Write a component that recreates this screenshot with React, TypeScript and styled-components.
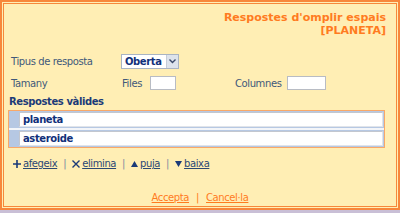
import React from "react"
import styled, { createGlobalStyle } from "styled-components"

const GlobalStyle = createGlobalStyle`
  html, body {
    margin: 0;
    padding: 0;
    background: #c9bfd6;
  }
  body {
    font-family: "DejaVu Sans", Verdana, sans-serif;
    font-size: 10px;
    letter-spacing: -0.4px;
  }
`

const Frame = styled.div`
  width: 400px;
  height: 210px;
  box-sizing: border-box;
  border: 2px solid #f7873a;
  padding: 1px;
  background: #ffeeb4;
`

const Inner = styled.div`
  height: 100%;
  box-sizing: border-box;
  border: 1px solid #f7873a;
  display: flex;
  flex-direction: column;
  padding: 7px 10px 0 4px;
`

const Title = styled.h1`
  margin: 0;
  align-self: flex-end;
  text-align: right;
  font-size: 11px;
  line-height: 13px;
  font-weight: bold;
  letter-spacing: 0;
  color: #ff7b1f;
`

const Form = styled.div`
  display: flex;
  flex-direction: column;
  margin-top: 13px;
  padding-left: 3px;
`

const Row = styled.div<{ $h: number }>`
  display: flex;
  align-items: center;
  height: ${({ $h }) => $h}px;
  color: #41597a;
`

const Label = styled.span<{ $w: number }>`
  width: ${({ $w }) => $w}px;
  flex-shrink: 0;
`

const Select = styled.div`
  display: flex;
  align-items: stretch;
  width: 58px;
  height: 15px;
  margin-left: -1px;
  box-sizing: border-box;
  border: 1px solid #a9b4c3;
  background: #fff;
  color: #10307a;
  font-weight: bold;
`

const SelectText = styled.span`
  flex: 1;
  padding-left: 3px;
  line-height: 13px;
`

const SelectButton = styled.span`
  width: 11px;
  background: #dde3ec;
  border-left: 1px solid #c5ccd8;
  display: flex;
  align-items: center;
  justify-content: center;
`

const SmallInput = styled.div<{ $w: number }>`
  width: ${({ $w }) => $w}px;
  height: 14px;
  box-sizing: border-box;
  border: 1px solid #b8bcc4;
  background: #fff;
`

const Section = styled.div`
  margin-top: 2px;
  padding-left: 1px;
  color: #1b3a78;
  font-weight: bold;
  line-height: 12px;
`

const Answers = styled.div`
  margin: 2px 0 0 0;
  width: 377px;
  box-sizing: border-box;
  border: 1px solid #f9a868;
  display: flex;
  flex-direction: column;
  gap: 2px;
  background: #f3f5f9;
`

const AnswerRow = styled.div`
  display: flex;
  background: #b6c8e3;
  padding: 1px 1px 1px 10px;
  height: 17px;
  box-sizing: border-box;
`

const AnswerInput = styled.div`
  flex: 1;
  background: #fff;
  border: 1px solid #c3c7cf;
  border-right-color: #e1e4ea;
  border-bottom-color: #e1e4ea;
  color: #10307a;
  font-weight: bold;
  padding-left: 3px;
  line-height: 13px;
`

const Actions = styled.div`
  display: flex;
  align-items: center;
  margin-top: 10px;
  padding-left: 5px;
  color: #2b4874;
`

const Action = styled.a`
  display: flex;
  align-items: center;
  gap: 2px;
  color: #2b4874;
  cursor: pointer;
  span {
    text-decoration: underline;
  }
`

const Sep = styled.span<{ $c?: string; $m?: number }>`
  margin: 0 ${({ $m }) => $m ?? 6}px;
  color: ${({ $c }) => $c ?? "#7a8aa0"};
`

const Footer = styled.div`
  margin-top: auto;
  margin-bottom: 3px;
  display: flex;
  justify-content: center;
  align-items: center;
  padding-left: 6px;
`

const FooterLink = styled.a`
  color: #ff7b1f;
  text-decoration: underline;
  cursor: pointer;
`

const Arrow = () => (
  <svg width="7" height="5" viewBox="0 0 7 5">
    <path d="M0.5 0.5 L3.5 3.5 L6.5 0.5" stroke="#3a4a6a" strokeWidth="1.4" fill="none" />
  </svg>
)

const PlusIcon = () => (
  <svg width="8" height="8" viewBox="0 0 8 8">
    <path d="M4 0 V8 M0 4 H8" stroke="#1b3a78" strokeWidth="1.6" />
  </svg>
)

const CrossIcon = () => (
  <svg width="8" height="8" viewBox="0 0 8 8">
    <path d="M0.5 0.5 L7.5 7.5 M7.5 0.5 L0.5 7.5" stroke="#1b3a78" strokeWidth="1.4" />
  </svg>
)

const UpIcon = () => (
  <svg width="7" height="6" viewBox="0 0 7 6">
    <path d="M3.5 0 L7 6 H0 Z" fill="#1b3a78" />
  </svg>
)

const DownIcon = () => (
  <svg width="7" height="6" viewBox="0 0 7 6">
    <path d="M0 0 H7 L3.5 6 Z" fill="#1b3a78" />
  </svg>
)

export default function App() {
  return (
    <>
      <GlobalStyle />
      <Frame>
        <Inner>
          <Title>
            Respostes d'omplir espais
            <br />
            [PLANETA]
          </Title>
          <Form>
            <Row $h={22}>
              <Label $w={111}>Tipus de resposta</Label>
              <Select>
                <SelectText>Oberta</SelectText>
                <SelectButton>
                  <Arrow />
                </SelectButton>
              </Select>
            </Row>
            <Row $h={22}>
              <Label $w={111}>Tamany</Label>
              <Label $w={28}>Files</Label>
              <SmallInput $w={26} />
              <Label $w={59} />
              <Label $w={52}>Columnes</Label>
              <SmallInput $w={39} />
            </Row>
          </Form>
          <Section>Respostes vàlides</Section>
          <Answers>
            <AnswerRow>
              <AnswerInput>planeta</AnswerInput>
            </AnswerRow>
            <AnswerRow>
              <AnswerInput>asteroide</AnswerInput>
            </AnswerRow>
          </Answers>
          <Actions>
            <Action>
              <PlusIcon />
              <span>afegeix</span>
            </Action>
            <Sep>|</Sep>
            <Action>
              <CrossIcon />
              <span>elimina</span>
            </Action>
            <Sep>|</Sep>
            <Action>
              <UpIcon />
              <span>puja</span>
            </Action>
            <Sep>|</Sep>
            <Action>
              <DownIcon />
              <span>baixa</span>
            </Action>
          </Actions>
          <Footer>
            <FooterLink>Accepta</FooterLink>
            <Sep $c="#ff7b1f" $m={7}>|</Sep>
            <FooterLink>Cancel·la</FooterLink>
          </Footer>
        </Inner>
      </Frame>
    </>
  )
}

# Objective:
Retype the listing exactly. Pictures do not belong in the copy.

# The answer:
Write a component that recreates this screenshot with React, TypeScript and styled-components.
import React from "react"
import styled, { createGlobalStyle } from "styled-components"

const GlobalStyle = createGlobalStyle`
  html, body {
    margin: 0;
    padding: 0;
    background: #c9bfd6;
  }
  body {
    font-family: "DejaVu Sans", Verdana, sans-serif;
    font-size: 10px;
    letter-spacing: -0.4px;
  }
`

const Frame = styled.div`
  width: 400px;
  height: 210px;
  box-sizing: border-box;
  border: 2px solid #f7873a;
  padding: 1px;
  background: #ffeeb4;
`

const Inner = styled.div`
  height: 100%;
  box-sizing: border-box;
  border: 1px solid #f7873a;
  display: flex;
  flex-direction: column;
  padding: 7px 10px 0 4px;
`

const Title = styled.h1`
  margin: 0;
  align-self: flex-end;
  text-align: right;
  font-size: 11px;
  line-height: 13px;
  font-weight: bold;
  letter-spacing: 0;
  color: #ff7b1f;
`

const Form = styled.div`
  display: flex;
  flex-direction: column;
  margin-top: 13px;
  padding-left: 3px;
`

const Row = styled.div<{ $h: number }>`
  display: flex;
  align-items: center;
  height: ${({ $h }) => $h}px;
  color: #41597a;
`

const Label = styled.span<{ $w: number }>`
  width: ${({ $w }) => $w}px;
  flex-shrink: 0;
`

const Select = styled.div`
  display: flex;
  align-items: stretch;
  width: 58px;
  height: 15px;
  margin-left: -1px;
  box-sizing: border-box;
  border: 1px solid #a9b4c3;
  background: #fff;
  color: #10307a;
  font-weight: bold;
`

const SelectText = styled.span`
  flex: 1;
  padding-left: 3px;
  line-height: 13px;
`

const SelectButton = styled.span`
  width: 11px;
  background: #dde3ec;
  border-left: 1px solid #c5ccd8;
  display: flex;
  align-items: center;
  justify-content: center;
`

const SmallInput = styled.div<{ $w: number }>`
  width: ${({ $w }) => $w}px;
  height: 14px;
  box-sizing: border-box;
  border: 1px solid #b8bcc4;
  background: #fff;
`

const Section = styled.div`
  margin-top: 2px;
  padding-left: 1px;
  color: #1b3a78;
  font-weight: bold;
  line-height: 12px;
`

const Answers = styled.div`
  margin: 2px 0 0 0;
  width: 377px;
  box-sizing: border-box;
  border: 1px solid #f9a868;
  display: flex;
  flex-direction: column;
  gap: 2px;
  background: #f3f5f9;
`

const AnswerRow = styled.div`
  display: flex;
  background: #b6c8e3;
  padding: 1px 1px 1px 10px;
  height: 17px;
  box-sizing: border-box;
`

const AnswerInput = styled.div`
  flex: 1;
  background: #fff;
  border: 1px solid #c3c7cf;
  border-right-color: #e1e4ea;
  border-bottom-color: #e1e4ea;
  color: #10307a;
  font-weight: bold;
  padding-left: 3px;
  line-height: 13px;
`

const Actions = styled.div`
  display: flex;
  align-items: center;
  margin-top: 10px;
  padding-left: 5px;
  color: #2b4874;
`

const Action = styled.a`
  display: flex;
  align-items: center;
  gap: 2px;
  color: #2b4874;
  cursor: pointer;
  span {
    text-decoration: underline;
  }
`

const Sep = styled.span<{ $c?: string; $m?: number }>`
  margin: 0 ${({ $m }) => $m ?? 6}px;
  color: ${({ $c }) => $c ?? "#7a8aa0"};
`

const Footer = styled.div`
  margin-top: auto;
  margin-bottom: 3px;
  display: flex;
  justify-content: center;
  align-items: center;
  padding-left: 6px;
`

const FooterLink = styled.a`
  color: #ff7b1f;
  text-decoration: underline;
  cursor: pointer;
`

const Arrow = () => (
  <svg width="7" height="5" viewBox="0 0 7 5">
    <path d="M0.5 0.5 L3.5 3.5 L6.5 0.5" stroke="#3a4a6a" strokeWidth="1.4" fill="none" />
  </svg>
)

const PlusIcon = () => (
  <svg width="8" height="8" viewBox="0 0 8 8">
    <path d="M4 0 V8 M0 4 H8" stroke="#1b3a78" strokeWidth="1.6" />
  </svg>
)

const CrossIcon = () => (
  <svg width="8" height="8" viewBox="0 0 8 8">
    <path d="M0.5 0.5 L7.5 7.5 M7.5 0.5 L0.5 7.5" stroke="#1b3a78" strokeWidth="1.4" />
  </svg>
)

const UpIcon = () => (
  <svg width="7" height="6" viewBox="0 0 7 6">
    <path d="M3.5 0 L7 6 H0 Z" fill="#1b3a78" />
  </svg>
)

const DownIcon = () => (
  <svg width="7" height="6" viewBox="0 0 7 6">
    <path d="M0 0 H7 L3.5 6 Z" fill="#1b3a78" />
  </svg>
)

export default function App() {
  return (
    <>
      <GlobalStyle />
      <Frame>
        <Inner>
          <Title>
            Respostes d'omplir espais
            <br />
            [PLANETA]
          </Title>
          <Form>
            <Row $h={22}>
              <Label $w={111}>Tipus de resposta</Label>
              <Select>
                <SelectText>Oberta</SelectText>
                <SelectButton>
                  <Arrow />
                </SelectButton>
              </Select>
            </Row>
            <Row $h={22}>
              <Label $w={111}>Tamany</Label>
              <Label $w={28}>Files</Label>
              <SmallInput $w={26} />
              <Label $w={59} />
              <Label $w={52}>Columnes</Label>
              <SmallInput $w={39} />
            </Row>
          </Form>
          <Section>Respostes vàlides</Section>
          <Answers>
            <AnswerRow>
              <AnswerInput>planeta</AnswerInput>
            </AnswerRow>
            <AnswerRow>
              <AnswerInput>asteroide</AnswerInput>
            </AnswerRow>
          </Answers>
          <Actions>
            <Action>
              <PlusIcon />
              <span>afegeix</span>
            </Action>
            <Sep>|</Sep>
            <Action>
              <CrossIcon />
              <span>elimina</span>
            </Action>
            <Sep>|</Sep>
            <Action>
              <UpIcon />
              <span>puja</span>
            </Action>
            <Sep>|</Sep>
            <Action>
              <DownIcon />
              <span>baixa</span>
            </Action>
          </Actions>
          <Footer>
            <FooterLink>Accepta</FooterLink>
            <Sep $c="#ff7b1f" $m={7}>|</Sep>
            <FooterLink>Cancel·la</FooterLink>
          </Footer>
        </Inner>
      </Frame>
    </>
  )
}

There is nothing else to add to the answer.